## EXERCISE BRIEF
Extract all lines that hold "this" from the records below.

## DATA EXTRACT
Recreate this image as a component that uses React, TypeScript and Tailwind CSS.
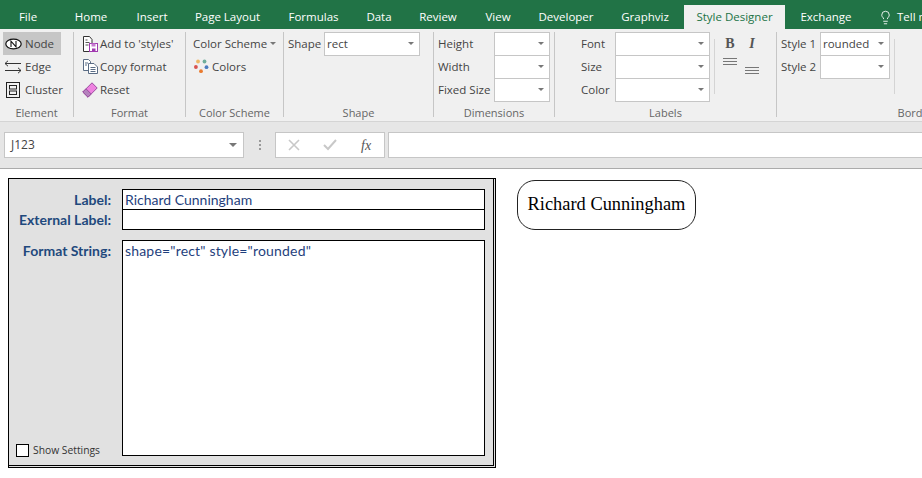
import React from "react";
import { Lightbulb } from "lucide-react";

const ui = "font-['Open_Sans','Noto_Sans',sans-serif]";

const tabs: [string, string][] = [
  ["File", "w-[56px]"],
  ["Home", "w-[70px]"],
  ["Insert", "w-[52px]"],
  ["Page Layout", "w-[99px]"],
  ["Formulas", "w-[73px]"],
  ["Data", "w-[58px]"],
  ["Review", "w-[60px]"],
  ["View", "w-[60px]"],
  ["Developer", "w-[76px]"],
  ["Graphviz", "w-[82px]"],
];

function Caret() {
  return <span className="border-x-[3px] border-t-[3px] border-x-transparent border-t-[#777]" />;
}

function Combo({ w, text = "" }: { w: string; text?: string }) {
  return (
    <div className={`${w} h-[24px] shrink-0 bg-white border border-[#c6c6c6] flex items-center justify-between pl-[2px] pr-[5px] text-[11.5px] text-[#444]`}>
      <span>{text}</span>
      <Caret />
    </div>
  );
}

function Group({ w, caption, border = true, children }: { w: string; caption: string; border?: boolean; children: React.ReactNode }) {
  return (
    <div className={`${w} shrink-0 flex flex-col h-[85px] mt-[3px] ${border ? "border-r border-[#c6c6c6]" : ""}`}>
      <div className="h-[75px] relative flex">{children}</div>
      <div className="h-[10px] flex items-center justify-center text-[11px] leading-none text-[#666]">{caption}</div>
    </div>
  );
}

function Row({ icon, label, active = false, gap }: { icon: React.ReactNode; label: string; active?: boolean; gap: string }) {
  return (
    <div className={`h-[23px] flex items-center whitespace-nowrap text-[11.5px] text-[#444] ${active ? "bg-[#c6c6c6]" : ""}`}>
      <span className={`w-[20px] h-[20px] shrink-0 flex items-center justify-center ${gap}`}>{icon}</span>
      <span>{label}</span>
    </div>
  );
}

const NodeIcon = () => (
  <svg width="17" height="12" viewBox="0 0 17 12">
    <ellipse cx="8.5" cy="6" rx="7.7" ry="4.8" fill="#fff" stroke="#111" strokeWidth="1.2" />
    <path d="M6 9V3.2l5 5.6V3" fill="none" stroke="#111" strokeWidth="1.1" />
  </svg>
);
const EdgeIcon = () => (
  <svg width="18" height="14" viewBox="0 0 18 14" fill="none" stroke="#333" strokeWidth="1">
    <path d="M1 3.5h16M4 .8 1 3.5 4 6.2" />
    <path d="M1 10.5h16M14 7.8l3 2.7-3 2.7" />
  </svg>
);
const ClusterIcon = () => (
  <svg width="14" height="16" viewBox="0 0 14 16" fill="none" stroke="#222" strokeWidth="1">
    <rect x=".5" y=".5" width="13" height="15" />
    <rect x="3.5" y="3.5" width="7" height="3.5" />
    <rect x="3.5" y="9" width="7" height="3.5" />
  </svg>
);
const AddIcon = () => (
  <svg width="15" height="16" viewBox="0 0 15 16" fill="none">
    <path d="M.5.5h6l2.5 3v12H.5z" fill="#fff" stroke="#333" />
    <path d="M2.5 4h2M2.5 6.5h4M2.5 9h3" stroke="#555" />
    <rect x="6.5" y="7.5" width="8" height="8" fill="#fff" stroke="#a13ab0" />
    <rect x="8.5" y="7.5" width="4" height="3" fill="#c77dd0" />
    <rect x="9" y="12.5" width="3.5" height="3" fill="#a13ab0" />
  </svg>
);
const CopyIcon = () => (
  <svg width="15" height="15" viewBox="0 0 15 15" fill="none" stroke="#5a6c85">
    <path d="M.5.5h5l2 2v9h-7z" fill="#fff" />
    <path d="M5.5 4.5h5.5l3.5 3.5v6.5h-9z" fill="#fff" />
    <path d="M2 4h3M2 6h2M7.5 8.5h5M7.5 10.5h5M7.5 12.5h5" />
  </svg>
);
const EraserIcon = () => (
  <svg width="16" height="16" viewBox="0 0 16 16">
    <path d="M10 .8 15.2 6 6 15.2.8 10z" fill="#ee82e0" stroke="#9a4fa0" />
    <path d="M4 6.8 9.2 12 6 15.2.8 10z" fill="#b583bd" stroke="#9a4fa0" />
  </svg>
);
const ColorsIcon = () => (
  <svg width="15" height="15" viewBox="0 0 15 15">
    <circle cx="4" cy="2.5" r="1.9" fill="#eeb765" />
    <circle cx="10.5" cy="2.5" r="1.9" fill="#6fae9c" />
    <circle cx="1.9" cy="8" r="1.9" fill="#d9534f" />
    <circle cx="12.5" cy="8.2" r="1.9" fill="#4a7cc0" />
    <circle cx="7" cy="12.2" r="1.9" fill="#ea7b2f" />
  </svg>
);
const AlignIcon = () => (
  <svg width="14" height="8" viewBox="0 0 14 8" stroke="#777" strokeWidth="1">
    <path d="M0 .5h14M0 3.5h14M0 6.5h14" />
  </svg>
);

function Field({ label, w }: { label: string; w: string }) {
  return (
    <div className="h-[23px] flex items-center justify-between whitespace-nowrap text-[11.5px] text-[#444]">
      <span>{label}</span>
      <Combo w={w} />
    </div>
  );
}

const calibri = "font-['Lato','Noto_Sans',sans-serif]";

export default function App() {
  return (
    <div className={`w-[922px] h-[478px] overflow-hidden bg-white ${ui}`}>
      {/* Tabs */}
      <div className="h-[29px] bg-[#217346] flex text-[11.5px] text-white">
        {tabs.map(([t, w]) => (
          <div key={t} className={`${w} shrink-0 flex items-center justify-center pt-[5px]`}>{t}</div>
        ))}
        <div className="mt-[5px] ml-[-2px] w-[101px] shrink-0 bg-[#f0f0f0] text-[#217346] flex items-center justify-center">Style Designer</div>
        <div className="w-[82px] shrink-0 flex items-center justify-center pt-[5px]">Exchange</div>
        <div className="flex items-center pt-[5px] gap-[4px] whitespace-nowrap pl-[11px]">
          <Lightbulb size={15} strokeWidth={1.4} />
          <span>Tell me</span>
        </div>
      </div>

      {/* Ribbon */}
      <div className="h-[93px] bg-[#f0f0f0] border-b border-[#d4d4d4] flex">
        <Group w="w-[74px]" caption="Element">
          <div className="ml-[3px] w-[58px]">
            <Row gap="mr-[2px]" icon={<NodeIcon />} label="Node" active />
            <Row gap="mr-[2px]" icon={<EdgeIcon />} label="Edge" />
            <Row gap="mr-[2px]" icon={<ClusterIcon />} label="Cluster" />
          </div>
        </Group>
        <Group w="w-[112px]" caption="Format">
          <div className="ml-[6px]">
            <Row gap="mr-0" icon={<AddIcon />} label="Add to 'styles'" />
            <Row gap="mr-0" icon={<CopyIcon />} label="Copy format" />
            <Row gap="mr-0" icon={<EraserIcon />} label="Reset" />
          </div>
        </Group>
        <Group w="w-[98px]" caption="Color Scheme">
          <div className="ml-[7px] text-[11.5px] text-[#444] whitespace-nowrap">
            <div className="h-[23px] flex items-center gap-[3px]">
              <span>Color Scheme</span>
              <Caret />
            </div>
            <div className="h-[23px] flex items-center gap-[3px] pl-px">
              <ColorsIcon />
              <span>Colors</span>
            </div>
          </div>
        </Group>
        <Group w="w-[150px]" caption="Shape">
          <div className="ml-[4px] w-[132px] h-[23px] flex items-center justify-between text-[11.5px] text-[#444]">
            <span>Shape</span>
            <Combo w="w-[96px]" text="rect" />
          </div>
        </Group>
        <Group w="w-[121px]" caption="Dimensions">
          <div className="ml-[4px] w-[112px]">
            <Field label="Height" w="w-[56px]" />
            <Field label="Width" w="w-[56px]" />
            <Field label="Fixed Size" w="w-[56px]" />
          </div>
        </Group>
        <Group w="w-[222px]" caption="Labels">
          <div className="ml-[26px] w-[129px]">
            <Field label="Font" w="w-[95px]" />
            <Field label="Size" w="w-[95px]" />
            <Field label="Color" w="w-[95px]" />
          </div>
          <div className="ml-[4px] mt-[7px] h-[55px] border-l border-[#d4d4d4] pl-[8px] flex gap-[8px]">
            <div className="flex flex-col items-center w-[14px]">
              <span className="font-['Liberation_Serif',serif] font-bold text-[14px] leading-[16px] text-[#555] mt-[-3px]">B</span>
              <span className="mt-[6px] h-[8px] flex"><AlignIcon /></span>
            </div>
            <div className="flex flex-col items-center w-[14px]">
              <span className="font-['Liberation_Serif',serif] italic font-bold text-[14px] leading-[16px] text-[#555] mt-[-3px]">I</span>
              <span className="mt-[15px] h-[8px] flex"><AlignIcon /></span>
            </div>
          </div>
        </Group>
        <Group w="w-[282px]" caption="Borders" border={false}>
          <div className="ml-[4px] w-[109px]">
            <div className="h-[23px] flex items-center justify-between text-[11.5px] text-[#444]">
              <span>Style 1</span>
              <Combo w="w-[70px]" text="rounded" />
            </div>
            <div className="h-[23px] flex items-center justify-between text-[11.5px] text-[#444]">
              <span>Style 2</span>
              <Combo w="w-[70px]" />
            </div>
          </div>
          <div className="ml-[4px] mt-[7px] h-[55px] border-l border-[#d4d4d4]" />
        </Group>
      </div>

      {/* Formula bar */}
      <div className="h-[47px] bg-[#e6e6e6] border-b border-[#ababab] flex pt-[10px] pl-[4px] text-[12px]">
        <div className="w-[240px] h-[26px] shrink-0 bg-white border border-[#c6c6c6] flex items-center justify-between pl-[6px] pr-[6px] text-[#444]">
          <span>J123</span>
          <span className="border-x-[4px] border-t-[4px] border-x-transparent border-t-[#777]" />
        </div>
        <div className="w-[31px] h-[26px] shrink-0 flex flex-col items-center justify-center gap-[2px]">
          <span className="w-[2px] h-[2px] bg-[#999]" />
          <span className="w-[2px] h-[2px] bg-[#999]" />
          <span className="w-[2px] h-[2px] bg-[#999]" />
        </div>
        <div className="w-[110px] h-[26px] shrink-0 bg-white border border-[#c6c6c6] flex items-center">
          <span className="w-[37px] flex justify-center">
            <svg width="12" height="12" viewBox="0 0 12 12" fill="none" stroke="#c8c8c8" strokeWidth="1.6"><path d="M1 1l10 10M11 1 1 11" /></svg>
          </span>
          <span className="w-[36px] flex justify-center">
            <svg width="14" height="12" viewBox="0 0 14 12" fill="none" stroke="#c8c8c8" strokeWidth="2"><path d="M1 6l4 4 8-9" /></svg>
          </span>
          <span className="w-[36px] text-center font-['Liberation_Serif',serif] italic text-[14px] text-[#555]">fx</span>
        </div>
        <div className="ml-[3px] w-[560px] shrink-0 h-[26px] bg-white border border-[#c6c6c6]" />
      </div>

      {/* Sheet */}
      <div className="flex pl-[8px] pt-[9px] items-start">
        <div className={`w-[488px] h-[290px] shrink-0 bg-[#e1e1e1] border-double border-black border-t border-l border-r-[3px] border-b-[3px] flex pt-[10px] pb-[9px] ${calibri}`}>
          <div className="w-[113px] shrink-0 flex flex-col items-stretch pt-px pr-[11px] text-right text-[14px] font-bold text-[#1f497d]">
            <div className="h-[20px] leading-[20px]">Label:</div>
            <div className="h-[20px] leading-[20px]">External Label:</div>
            <div className="mt-[11px] h-[20px] leading-[20px]">Format String:</div>
            <div className="mt-auto mb-[-2px] flex items-center pl-[7px] gap-[4px] text-left font-normal text-[#333]">
              <span className="w-[13px] h-[13px] bg-white border border-black shrink-0" />
              <span className={`${ui} text-[10.3px] whitespace-nowrap`}>Show Settings</span>
            </div>
          </div>
          <div className="w-[363px] shrink-0 flex flex-col text-[14px] text-[#1f3f7d]">
            <div className="h-[21px] bg-white border border-black pl-[2px] leading-[19px]">Richard Cunningham</div>
            <div className="h-[20px] bg-white border border-black border-t-0" />
            <div className="mt-[10px] flex-1 bg-white border border-black pl-[2px] leading-[19px] tracking-[0.18px]">shape="rect" style="rounded"</div>
          </div>
        </div>
        <div className="ml-[21px] mt-[2px] w-[179px] h-[50px] border-[1.5px] border-[#222] rounded-[18px] flex items-center justify-center font-['Liberation_Serif',serif] text-[18.4px] text-black whitespace-nowrap">
          Richard Cunningham
        </div>
      </div>
    </div>
  );
}
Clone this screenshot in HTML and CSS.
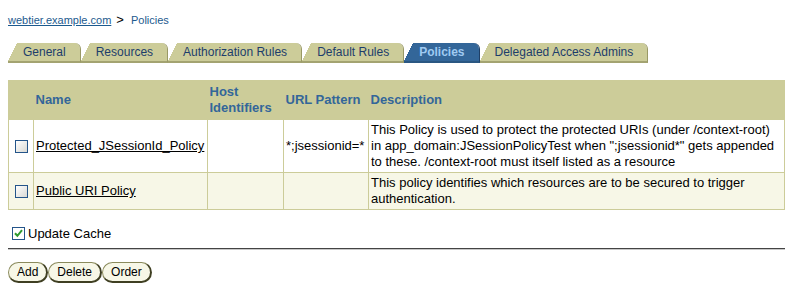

## SOLUTION
Recreate this image as a component that uses React, TypeScript and Tailwind CSS.
Clone this screenshot in HTML and CSS.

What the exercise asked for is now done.